» **YOUR TASK**: Return only the lines from the top of the data down to the one that holds "string; width: number;", both included, without any pictures.

Rows from a dataset of pages and code:
########################################

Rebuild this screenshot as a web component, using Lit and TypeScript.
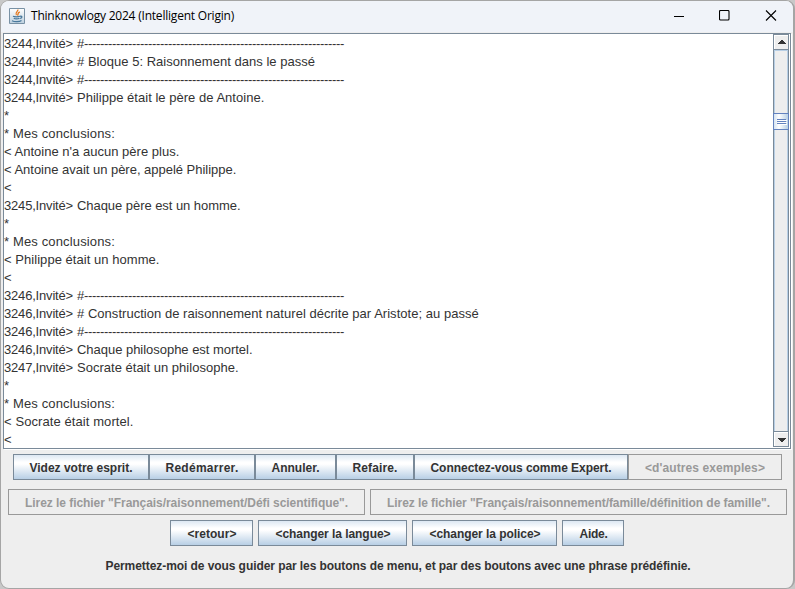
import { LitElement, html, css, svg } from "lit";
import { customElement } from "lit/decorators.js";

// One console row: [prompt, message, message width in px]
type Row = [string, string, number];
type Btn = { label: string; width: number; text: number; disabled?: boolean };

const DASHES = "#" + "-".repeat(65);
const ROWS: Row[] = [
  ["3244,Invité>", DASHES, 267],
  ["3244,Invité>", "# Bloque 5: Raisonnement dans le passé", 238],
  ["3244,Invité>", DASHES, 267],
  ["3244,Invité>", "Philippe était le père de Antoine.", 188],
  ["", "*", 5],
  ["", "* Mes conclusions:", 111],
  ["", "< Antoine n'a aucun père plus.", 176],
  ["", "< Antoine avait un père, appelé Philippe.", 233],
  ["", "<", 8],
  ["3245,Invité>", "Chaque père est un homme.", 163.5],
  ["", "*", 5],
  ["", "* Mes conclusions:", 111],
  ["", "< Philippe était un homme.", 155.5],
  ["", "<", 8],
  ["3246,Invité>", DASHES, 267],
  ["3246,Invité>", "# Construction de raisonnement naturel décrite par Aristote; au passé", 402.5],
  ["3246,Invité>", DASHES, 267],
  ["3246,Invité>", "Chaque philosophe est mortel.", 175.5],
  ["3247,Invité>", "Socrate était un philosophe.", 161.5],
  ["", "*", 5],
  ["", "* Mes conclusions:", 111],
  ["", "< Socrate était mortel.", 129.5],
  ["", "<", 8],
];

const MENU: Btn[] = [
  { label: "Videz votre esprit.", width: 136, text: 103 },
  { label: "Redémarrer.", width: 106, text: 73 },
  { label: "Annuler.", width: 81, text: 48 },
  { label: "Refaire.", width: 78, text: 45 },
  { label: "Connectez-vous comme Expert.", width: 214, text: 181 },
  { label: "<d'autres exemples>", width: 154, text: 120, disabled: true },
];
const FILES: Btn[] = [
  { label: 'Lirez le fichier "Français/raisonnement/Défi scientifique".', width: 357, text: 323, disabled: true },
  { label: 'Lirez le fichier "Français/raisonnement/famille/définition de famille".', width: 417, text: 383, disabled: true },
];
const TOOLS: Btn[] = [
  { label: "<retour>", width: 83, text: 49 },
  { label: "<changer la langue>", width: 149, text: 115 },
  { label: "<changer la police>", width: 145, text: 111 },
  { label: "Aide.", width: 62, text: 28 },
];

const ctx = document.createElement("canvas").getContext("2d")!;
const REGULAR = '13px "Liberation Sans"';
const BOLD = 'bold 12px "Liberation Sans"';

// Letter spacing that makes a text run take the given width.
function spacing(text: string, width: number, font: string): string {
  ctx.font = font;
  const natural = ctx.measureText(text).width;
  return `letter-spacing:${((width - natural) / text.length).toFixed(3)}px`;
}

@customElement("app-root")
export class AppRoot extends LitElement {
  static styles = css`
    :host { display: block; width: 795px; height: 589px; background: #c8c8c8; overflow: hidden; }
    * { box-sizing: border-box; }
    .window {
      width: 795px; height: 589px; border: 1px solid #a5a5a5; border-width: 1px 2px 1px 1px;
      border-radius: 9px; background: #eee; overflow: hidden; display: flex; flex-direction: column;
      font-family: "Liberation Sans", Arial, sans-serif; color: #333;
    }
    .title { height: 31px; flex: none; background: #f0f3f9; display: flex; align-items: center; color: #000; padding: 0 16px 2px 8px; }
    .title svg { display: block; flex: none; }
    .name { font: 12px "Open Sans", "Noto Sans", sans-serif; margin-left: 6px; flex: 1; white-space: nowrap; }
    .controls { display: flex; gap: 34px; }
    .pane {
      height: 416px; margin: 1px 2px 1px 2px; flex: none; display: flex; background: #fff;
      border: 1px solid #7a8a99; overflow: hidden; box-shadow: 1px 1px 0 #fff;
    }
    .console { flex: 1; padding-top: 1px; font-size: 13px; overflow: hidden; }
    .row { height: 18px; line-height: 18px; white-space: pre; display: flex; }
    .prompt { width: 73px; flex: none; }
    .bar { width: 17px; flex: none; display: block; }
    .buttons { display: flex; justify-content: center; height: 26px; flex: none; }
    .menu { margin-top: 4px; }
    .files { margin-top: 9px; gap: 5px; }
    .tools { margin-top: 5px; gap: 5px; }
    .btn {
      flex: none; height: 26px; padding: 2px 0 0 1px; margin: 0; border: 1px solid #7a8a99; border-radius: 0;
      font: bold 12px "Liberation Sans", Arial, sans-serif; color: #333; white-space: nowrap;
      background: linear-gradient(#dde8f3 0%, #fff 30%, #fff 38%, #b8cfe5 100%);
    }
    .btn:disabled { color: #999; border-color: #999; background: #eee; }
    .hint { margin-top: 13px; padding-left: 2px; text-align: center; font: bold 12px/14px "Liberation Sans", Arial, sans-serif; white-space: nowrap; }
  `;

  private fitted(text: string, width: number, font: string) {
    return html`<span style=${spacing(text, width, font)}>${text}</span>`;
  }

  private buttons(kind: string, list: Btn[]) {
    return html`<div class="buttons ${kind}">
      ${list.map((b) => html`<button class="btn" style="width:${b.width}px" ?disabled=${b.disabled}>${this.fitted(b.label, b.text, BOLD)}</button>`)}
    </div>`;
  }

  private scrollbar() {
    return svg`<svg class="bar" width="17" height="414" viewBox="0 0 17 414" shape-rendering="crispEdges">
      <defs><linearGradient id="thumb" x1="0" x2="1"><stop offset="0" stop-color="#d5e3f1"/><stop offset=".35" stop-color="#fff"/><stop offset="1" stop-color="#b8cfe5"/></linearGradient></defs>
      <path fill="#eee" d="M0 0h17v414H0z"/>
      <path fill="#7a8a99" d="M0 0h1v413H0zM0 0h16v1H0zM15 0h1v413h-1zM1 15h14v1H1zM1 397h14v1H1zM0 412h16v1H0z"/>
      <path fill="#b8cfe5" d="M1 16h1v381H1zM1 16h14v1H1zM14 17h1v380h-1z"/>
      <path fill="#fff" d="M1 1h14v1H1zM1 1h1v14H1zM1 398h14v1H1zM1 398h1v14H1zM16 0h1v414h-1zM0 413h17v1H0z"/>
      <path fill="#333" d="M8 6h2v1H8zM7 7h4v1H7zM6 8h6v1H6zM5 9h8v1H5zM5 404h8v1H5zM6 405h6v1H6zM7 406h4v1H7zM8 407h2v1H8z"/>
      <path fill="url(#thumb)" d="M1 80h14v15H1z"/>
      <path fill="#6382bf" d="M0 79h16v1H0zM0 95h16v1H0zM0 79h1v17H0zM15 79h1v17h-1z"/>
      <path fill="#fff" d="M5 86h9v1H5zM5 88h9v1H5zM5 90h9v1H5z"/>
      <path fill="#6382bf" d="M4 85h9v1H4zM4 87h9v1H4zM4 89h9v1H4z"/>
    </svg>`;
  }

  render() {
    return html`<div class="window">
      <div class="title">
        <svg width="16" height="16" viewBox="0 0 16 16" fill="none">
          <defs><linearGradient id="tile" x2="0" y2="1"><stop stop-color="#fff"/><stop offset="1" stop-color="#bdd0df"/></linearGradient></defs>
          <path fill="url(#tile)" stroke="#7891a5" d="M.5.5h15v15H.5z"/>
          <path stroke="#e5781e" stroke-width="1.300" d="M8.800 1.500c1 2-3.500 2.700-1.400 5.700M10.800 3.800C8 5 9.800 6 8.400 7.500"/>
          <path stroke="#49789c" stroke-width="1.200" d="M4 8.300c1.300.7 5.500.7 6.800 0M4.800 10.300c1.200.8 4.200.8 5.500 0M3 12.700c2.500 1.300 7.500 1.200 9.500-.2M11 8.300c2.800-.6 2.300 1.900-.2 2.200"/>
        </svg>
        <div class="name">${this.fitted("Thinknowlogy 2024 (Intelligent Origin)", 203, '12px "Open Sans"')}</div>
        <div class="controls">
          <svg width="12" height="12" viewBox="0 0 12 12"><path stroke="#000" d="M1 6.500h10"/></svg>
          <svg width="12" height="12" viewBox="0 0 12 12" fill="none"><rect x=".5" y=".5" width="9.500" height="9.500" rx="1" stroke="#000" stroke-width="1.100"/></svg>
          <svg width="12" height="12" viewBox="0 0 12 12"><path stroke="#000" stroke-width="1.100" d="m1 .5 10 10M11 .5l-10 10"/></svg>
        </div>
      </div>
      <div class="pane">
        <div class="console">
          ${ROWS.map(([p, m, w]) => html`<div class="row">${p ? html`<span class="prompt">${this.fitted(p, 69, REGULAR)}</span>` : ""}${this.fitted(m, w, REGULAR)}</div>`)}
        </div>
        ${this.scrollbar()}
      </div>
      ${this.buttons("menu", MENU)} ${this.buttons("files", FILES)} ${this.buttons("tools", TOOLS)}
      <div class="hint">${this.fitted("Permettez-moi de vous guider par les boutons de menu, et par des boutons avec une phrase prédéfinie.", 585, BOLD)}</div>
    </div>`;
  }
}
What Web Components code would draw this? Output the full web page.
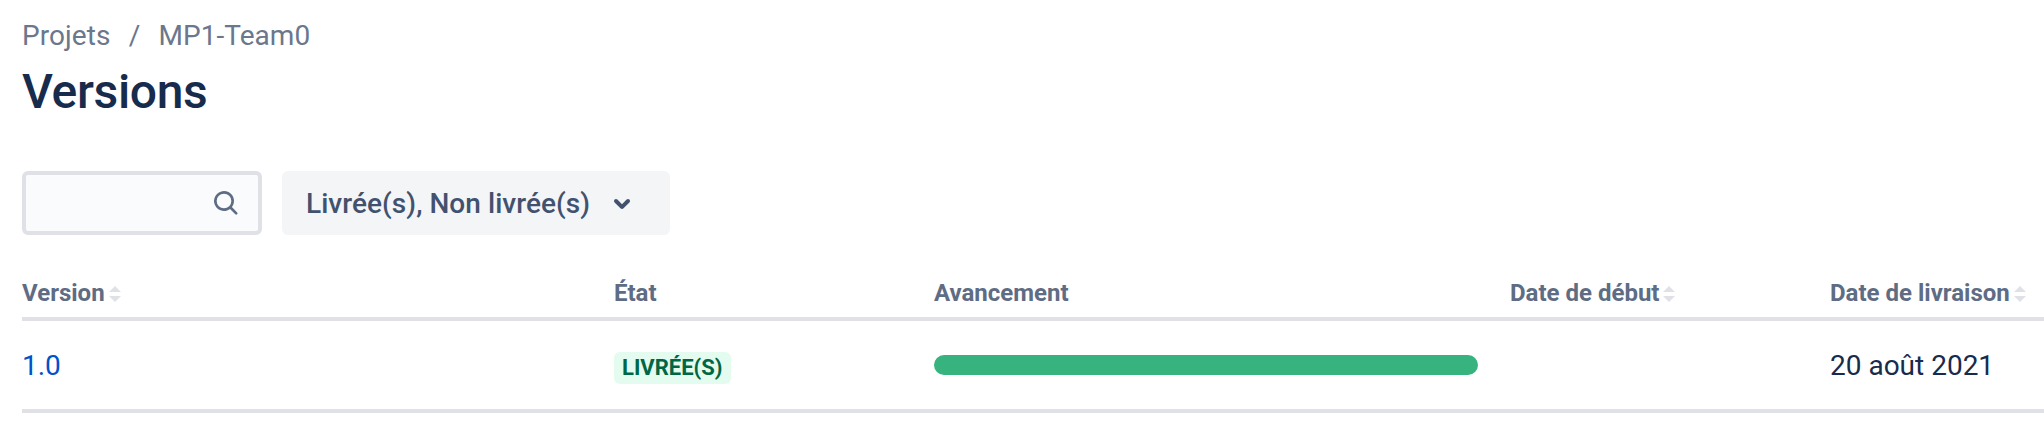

########################################

» **SOLUTION TO THE PROBLEM**:
Rebuild this screenshot as a web component, using Lit and TypeScript.
import { LitElement, html, css, svg } from "lit";
import { customElement } from "lit/decorators.js";

// One console row: [prompt, message, message width in px]
type Row = [string, string, number];
type Btn = { label: string; width: number; text: number; disabled?: boolean };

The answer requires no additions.